Back to kfunc tagging.
How about we use
  BTF_SET_START8(list)
  BTF_ID_FLAGS(func, bpf_xdp_ct_lookup, ACQUIRE | RET_NULL)
  BTF_ID_FLAGS(func, bpf_ct_release, RELEASE)
  BTF_SET_END8(list)

where BTF_SET_START8 macro will do "__BTF_ID__set8__" #name
so that resolve_btfid side knows that it needs to ignore 4 bytes after btf_id
when it's doing set sorting.
The kernel side btf_id_set_contains() would need to call bsearch()
with sizeof(u64) instead of sizeof(u32).

The verifier side will be cleaner and faster too.
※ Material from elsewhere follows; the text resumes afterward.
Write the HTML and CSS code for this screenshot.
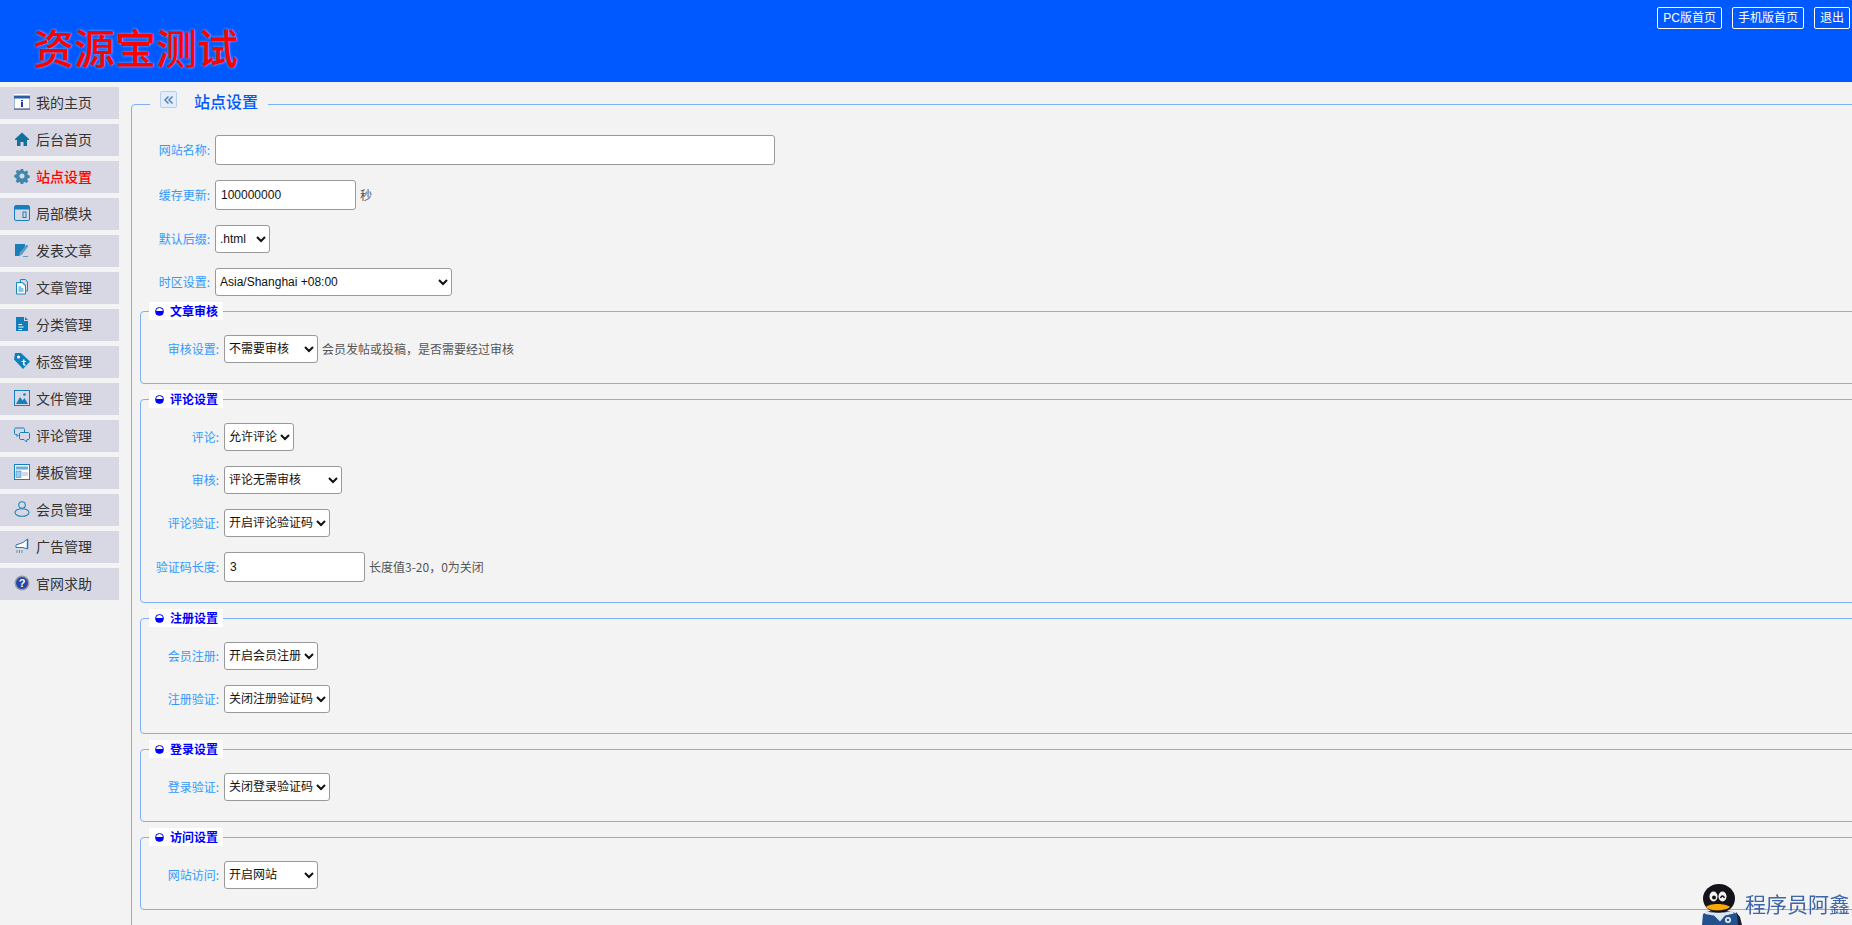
FILE: index.html
```html
<!DOCTYPE html>
<html lang="zh">
<head>
<meta charset="utf-8">
<title>站点设置</title>
<link rel="stylesheet" href="styles.css">
</head>
<body>
<header class="top">
  <h1 class="logo">资源宝测试</h1>
  <nav class="top-links">
    <a class="top-link">PC版首页</a>
    <a class="top-link">手机版首页</a>
    <a class="top-link">退出</a>
  </nav>
</header>
<div class="shell">
  <aside class="side">
    <a class="side-item"><svg class="ico" viewBox="0 0 16 16"><rect x="0" y="0" width="16" height="16" fill="#fff"/><rect x="0" y="2" width="16" height="13" fill="#fff" stroke="#4a6ca8"/><rect x="0" y="2" width="16" height="2.500" fill="#2a5fa8"/><rect x="0" y="14.500" width="16" height="1.500" fill="#7a8090"/><rect x="7" y="8" width="2" height="5" fill="#1a3f9a"/><rect x="7" y="6" width="2" height="1.300" fill="#1a3f9a"/></svg>我的主页</a>
    <a class="side-item"><svg class="ico" viewBox="0 0 16 16"><path d="M8 1.500 1 8v1h2v6h3.500v-4h3v4H13V9h2V8z" fill="#12719f"/></svg>后台首页</a>
    <a class="side-item on"><svg class="ico" viewBox="0 0 16 16"><path d="M6.800 1h2.400l.4 1.900 1.300.5 1.700-1 1.700 1.700-1 1.700.5 1.300 1.900.4v2.400l-1.900.4-.5 1.300 1 1.700-1.700 1.700-1.700-1-1.300.5-.4 1.900H6.800l-.4-1.900-1.300-.5-1.700 1-1.700-1.700 1-1.700-.5-1.300L.3 9.200V6.800l1.900-.4.5-1.300-1-1.700 1.700-1.700 1.700 1 1.300-.5zM8 5.500A2.500 2.500 0 1 0 8 10.500 2.500 2.500 0 0 0 8 5.500z" fill="#3f86ad" fill-rule="evenodd"/></svg>站点设置</a>
    <a class="side-item"><svg class="ico" viewBox="0 0 16 16"><rect x=".5" y=".5" width="15" height="15" rx="1.500" fill="#d8d8e4" stroke="#1580bd"/><rect x="1" y="1" width="14" height="3.500" fill="#1580bd"/><rect x="9" y="7" width="3" height="5.500" fill="none" stroke="#1580bd"/></svg>局部模块</a>
    <a class="side-item"><svg class="ico" viewBox="0 0 16 16"><path d="M1 2h10v3L6 11l-.5 3H1z" fill="#1a7fb8"/><path d="M12.500 2.500l2 1.500-6.500 8.500-2.500 1.500.5-2.800z M9 14h5v1H9z" fill="#5c9cc5"/></svg>发表文章</a>
    <a class="side-item"><svg class="ico" viewBox="0 0 16 16"><path d="M6.500.5h5l2 2.500v9h-2V6L8.500 3.500h-2z" fill="#d8d8e4" stroke="#0f8cc8"/><path d="M2.500 3.500H8l3.500 3.500v8h-9z" fill="#fff" stroke="#0f8cc8"/><path d="M4.500 8H7M4.500 10h5M4.500 12h5" stroke="#0f8cc8"/></svg>文章管理</a>
    <a class="side-item"><svg class="ico" viewBox="0 0 16 16"><path d="M2 1h8v4h4v10H2z" fill="#0e7fbc"/><path d="M11 1l3 3h-3z" fill="#0e7fbc"/><path d="M4.500 8H8v1H4.500zM4.500 10.500h5v1h-5zM4.500 13h3.500v1H4.500z" fill="#fff"/></svg>分类管理</a>
    <a class="side-item"><svg class="ico" viewBox="0 0 16 16"><path d="M1 0h6l9 8.500L9 16 0 6.500z" fill="#0e7fbc"/><circle cx="4.500" cy="4" r="1.500" fill="#fff"/><path d="M9 6.500v1.500H7.500v1H9v2.500c0 1 1 1.500 2.500 1v-1c-.7.200-1 0-1-.5V9H12V8h-1.500V6.500z" fill="#fff"/></svg>标签管理</a>
    <a class="side-item"><svg class="ico" viewBox="0 0 16 16"><rect x=".5" y=".5" width="15" height="15" fill="#d8d8e4" stroke="#1580bd"/><path d="M2 14l4-7 2.500 3.500L10.500 8l3.500 6z" fill="#1580bd"/><circle cx="10.500" cy="4.500" r="1.300" fill="#1580bd"/></svg>文件管理</a>
    <a class="side-item"><svg class="ico" viewBox="0 0 16 16"><path d="M1.500 1h7.500c1 0 1.500.5 1.500 1.500V6c0 1-.5 1.500-1.500 1.500H5L3 9.500v-2H1.500C.5 7.500.5 7 .5 6V2.500C.5 1.500 1 1 1.500 1z" fill="none" stroke="#1580bd"/><path d="M7 5.500h7c1 0 1.500.5 1.500 1.500v4c0 1-.5 1.500-1.500 1.500h-1l-.5 2.500-2.500-2.500H7c-1 0-1.500-.5-1.500-1.500V7c0-1 .5-1.500 1.500-1.500z" fill="#d8d8e4" stroke="#1580bd"/></svg>评论管理</a>
    <a class="side-item"><svg class="ico" viewBox="0 0 16 16"><rect x=".5" y=".5" width="15" height="15" fill="#fff" stroke="#1580bd"/><rect x="2" y="2.500" width="12" height="3" fill="#68aedb"/><rect x="2" y="7" width="5" height="6.500" fill="#9fcbe8" stroke="#1580bd" stroke-width=".5"/><rect x="8" y="8" width="6" height="4" fill="#d8d8e4"/></svg>模板管理</a>
    <a class="side-item"><svg class="ico" viewBox="0 0 16 16"><circle cx="8" cy="4" r="3.300" fill="none" stroke="#1e84ba" stroke-width="1.100"/><ellipse cx="8" cy="11.500" rx="7" ry="3.800" fill="none" stroke="#1e84ba" stroke-width="1.100"/></svg>会员管理</a>
    <a class="side-item"><svg class="ico" viewBox="0 0 16 16"><path d="M2 7l7-2.500L13.500 1v10L9 9.500 2 9.500z" fill="#fff" stroke="#2a74b0"/><path d="M13.500 1v10" stroke="#2a74b0" stroke-width="1.500"/><path d="M3 12v3M5.500 12v3M8 12v3" stroke="#5c8fb5"/></svg>广告管理</a>
    <a class="side-item"><svg class="ico" viewBox="0 0 16 16"><circle cx="8" cy="8" r="7.500" fill="#9a9aa6"/><circle cx="8" cy="8" r="6" fill="#2546a8"/><text x="8" y="12" class="help-mark">?</text></svg>官网求助</a>
  </aside>
  <main class="main">
    <fieldset class="panel">
      <legend class="panel-legend"><button class="collapse" type="button"><svg viewBox="0 0 10 10" class="collapse-ico"><path d="M4.500 1.500 1 5l3.500 3.500M8.500 1.500 5 5l3.500 3.500" fill="none" stroke="#4a78b5" stroke-width="1.400"/></svg></button><span class="panel-title">站点设置</span></legend>
      <div class="row"><label class="lbl">网站名称:</label><input class="txt w-name" type="text"></div>
      <div class="row"><label class="lbl">缓存更新:</label><input class="txt w-cache" type="text" value="100000000"><span class="hint">秒</span></div>
      <div class="row"><label class="lbl">默认后缀:</label><select class="sel w-ext"><option>.html</option></select></div>
      <div class="row tight"><label class="lbl">时区设置:</label><select class="sel w-tz"><option>Asia/Shanghai +08:00</option></select></div>

      <fieldset class="group">
        <legend class="group-legend"><i class="dot"></i>文章审核</legend>
        <div class="row in"><label class="lbl">审核设置:</label><select class="sel w-94"><option>不需要审核</option></select><span class="hint">会员发帖或投稿，是否需要经过审核</span></div>
      </fieldset>

      <fieldset class="group">
        <legend class="group-legend"><i class="dot"></i>评论设置</legend>
        <div class="row in"><label class="lbl">评论:</label><select class="sel w-70"><option>允许评论</option></select></div>
        <div class="row in"><label class="lbl">审核:</label><select class="sel w-118"><option>评论无需审核</option></select></div>
        <div class="row in"><label class="lbl">评论验证:</label><select class="sel w-106"><option>开启评论验证码</option></select></div>
        <div class="row in"><label class="lbl">验证码长度:</label><input class="txt w-len" type="text" value="3"><span class="hint">长度值3-20，0为关闭</span></div>
      </fieldset>

      <fieldset class="group">
        <legend class="group-legend"><i class="dot"></i>注册设置</legend>
        <div class="row in"><label class="lbl">会员注册:</label><select class="sel w-94"><option>开启会员注册</option></select></div>
        <div class="row in"><label class="lbl">注册验证:</label><select class="sel w-106"><option>关闭注册验证码</option></select></div>
      </fieldset>

      <fieldset class="group">
        <legend class="group-legend"><i class="dot"></i>登录设置</legend>
        <div class="row in"><label class="lbl">登录验证:</label><select class="sel w-106"><option>关闭登录验证码</option></select></div>
      </fieldset>

      <fieldset class="group">
        <legend class="group-legend"><i class="dot"></i>访问设置</legend>
        <div class="row in"><label class="lbl">网站访问:</label><select class="sel w-94"><option>开启网站</option></select></div>
      </fieldset>
    </fieldset>
  </main>
</div>
<div class="mark">
  <svg class="penguin" viewBox="0 0 40 41">
    <path d="M34 28l4 5 2 8h-8z" fill="#16202c"/>
    <path d="M0 41l1-11 6-3h22l6 3 1 11z" fill="#23508f"/>
    <ellipse cx="17" cy="14.500" rx="16" ry="14.500" fill="#131319"/>
    <ellipse cx="11.500" cy="12.500" rx="4" ry="5" fill="#f4f4f4"/>
    <ellipse cx="20.500" cy="12.500" rx="4" ry="5" fill="#f4f4f4"/>
    <circle cx="12" cy="13.500" r="2" fill="#111"/>
    <path d="M18.500 14q2-4 4 0" fill="none" stroke="#111" stroke-width="1.500"/>
    <path d="M4 23c3-4 20-4 24 0-4 4-20 5-24 0z" fill="#f8a908"/>
    <path d="M3 26.500c4 3 22 3 27 0l2 3-9 2-5 6-6-6-9-1.500z" fill="#dce6f0"/>
    <circle cx="26" cy="36" r="3" fill="#e8eef5"/><circle cx="26" cy="36" r="1.300" fill="#23508f"/>
  </svg>
  <span class="mark-text">程序员阿鑫</span>
</div>
</body>
</html>
```

FILE: styles.css
```css
html, body {
  margin: 0;
  padding: 0;
  height: 925px;
  overflow: hidden;
  background: #f3f3f3;
  font-family: "Liberation Sans", "Noto Sans CJK SC", sans-serif;
  font-size: 12px;
}

.top {
  height: 82px;
  background: #0058ff;
  display: flex;
  justify-content: space-between;
  align-items: flex-start;
}

.logo {
  margin: 23px 0 0 33px;
  font: 500 41px/46px "Noto Sans CJK SC", sans-serif;
  color: #ff0000;
  text-shadow: 0 0 3px #8fb4ff;
}

.top-links {
  display: flex;
  gap: 10px;
  margin: 7px 2px 0 0;
}

.top-link {
  height: 20px;
  line-height: 20px;
  padding: 0 5px;
  border: 1px solid #fff;
  border-radius: 2px;
  color: #fff;
  font-size: 12px;
}

.shell {
  display: flex;
}

.side {
  width: 119px;
  flex: none;
  padding-top: 5px;
  display: flex;
  flex-direction: column;
  gap: 5px;
}

.side-item {
  height: 32px;
  box-sizing: border-box;
  padding-bottom: 2px;
  background: #d8d8e4;
  display: flex;
  align-items: center;
  color: #333;
  font: 14px/30px "Noto Sans CJK SC", sans-serif;
}

.side-item.on {
  color: #ff0000;
  font-weight: 500;
}

.ico {
  width: 16px;
  height: 16px;
  margin: 0 6px 0 14px;
  flex: none;
}

.help-mark {
  font: 700 11px "Liberation Sans", sans-serif;
  fill: #fff;
  text-anchor: middle;
}

.main {
  margin-left: 12px;
  width: 1900px;
  flex: none;
}

fieldset {
  margin: 0;
  min-width: 0;
}

.panel {
  border: 1px solid #7fb0f5;
  border-radius: 4px;
  padding: 18px 0 0 8px;
  margin-top: 9px;
  height: 1000px;
  box-sizing: border-box;
}

.panel-legend {
  margin-left: 10px;
  padding: 0 0 0 10px;
  display: flex;
  align-items: flex-start;
  height: 26px;
}

.collapse {
  width: 17px;
  height: 17px;
  margin-top: 0;
  padding: 0;
  border: 1px solid #b9cfee;
  border-radius: 2px;
  background: #e2ecfa;
  display: flex;
  align-items: center;
  justify-content: center;
}

.collapse-ico {
  width: 10px;
  height: 10px;
}

.panel-title {
  margin: 1px 10px 0 17px;
  color: #0058ff;
  font: 500 16px/18px "Noto Sans CJK SC", sans-serif;
}

.row {
  display: flex;
  align-items: center;
  margin-bottom: 15px;
  min-height: 28px;
}

.row.tight {
  margin-bottom: 6px;
}

.lbl {
  width: 70px;
  flex: none;
  margin-right: 5px;
  padding-bottom: 1px;
  text-align: right;
  color: #3399ff;
  font: 12px/16px "Noto Sans CJK SC", sans-serif;
}

.row.in .lbl {
  width: 78px;
}

.hint {
  margin-left: 4px;
  padding-bottom: 1px;
  color: #555;
  font: 12px/16px "Noto Sans CJK SC", sans-serif;
}

.txt, .sel {
  box-sizing: border-box;
  border: 1px solid #999;
  border-radius: 3px;
  background: #fff;
  color: #111;
  margin: 0;
  font: 12px "Liberation Sans", "Noto Sans CJK SC", sans-serif;
}

.txt {
  height: 30px;
  padding: 0 5px;
}

.sel {
  height: 27.500px;
  padding: 0;
}

.w-name { width: 560px; }
.w-cache { width: 141px; }
.w-ext { width: 55px; }
.w-tz { width: 237px; }
.w-len { width: 141px; }
.w-94 { width: 94px; }
.w-70 { width: 70px; }
.w-118 { width: 118px; }
.w-106 { width: 106px; }

.group {
  border: 1px solid #7fb0f5;
  border-radius: 4px;
  padding: 15px 0 5px 0;
  margin: 0 0 6px 0;
}

.group-legend {
  margin-left: 8px;
  padding: 0 0 0 6px;
  box-sizing: border-box;
  height: 18px;
  width: 74px;
  background: #fff;
  color: #0000ff;
  display: flex;
  align-items: center;
  font: 700 12px/18px "Noto Sans CJK SC", sans-serif;
}

.dot {
  width: 9px;
  height: 9px;
  flex: none;
  margin: 0 6px 0 0;
  border-radius: 50%;
  border: 1px solid #0000ff;
  box-sizing: border-box;
  background: linear-gradient(#fff 40%, #0000ff 40%);
}

.mark {
  position: fixed;
  right: 2px;
  bottom: 0;
  display: flex;
  align-items: flex-start;
}

.penguin {
  width: 40px;
  height: 41px;
  margin-right: 3px;
  display: block;
}

.mark-text {
  color: #3f66a8;
  font: 21px/24px "Noto Sans CJK SC", sans-serif;
  margin-top: 7px;
}
```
Instead of two bsearch calls (that are about to become 3 calls with sleepable set):
                rel = btf_kfunc_id_set_contains(btf, resolve_prog_type(env->prog),
                                                BTF_KFUNC_TYPE_RELEASE, func_id);
                kptr_get = btf_kfunc_id_set_contains(btf, resolve_prog_type(env->prog),
                                                     BTF_KFUNC_TYPE_KPTR_ACQUIRE, func_id);
It will be a single call plus flag check.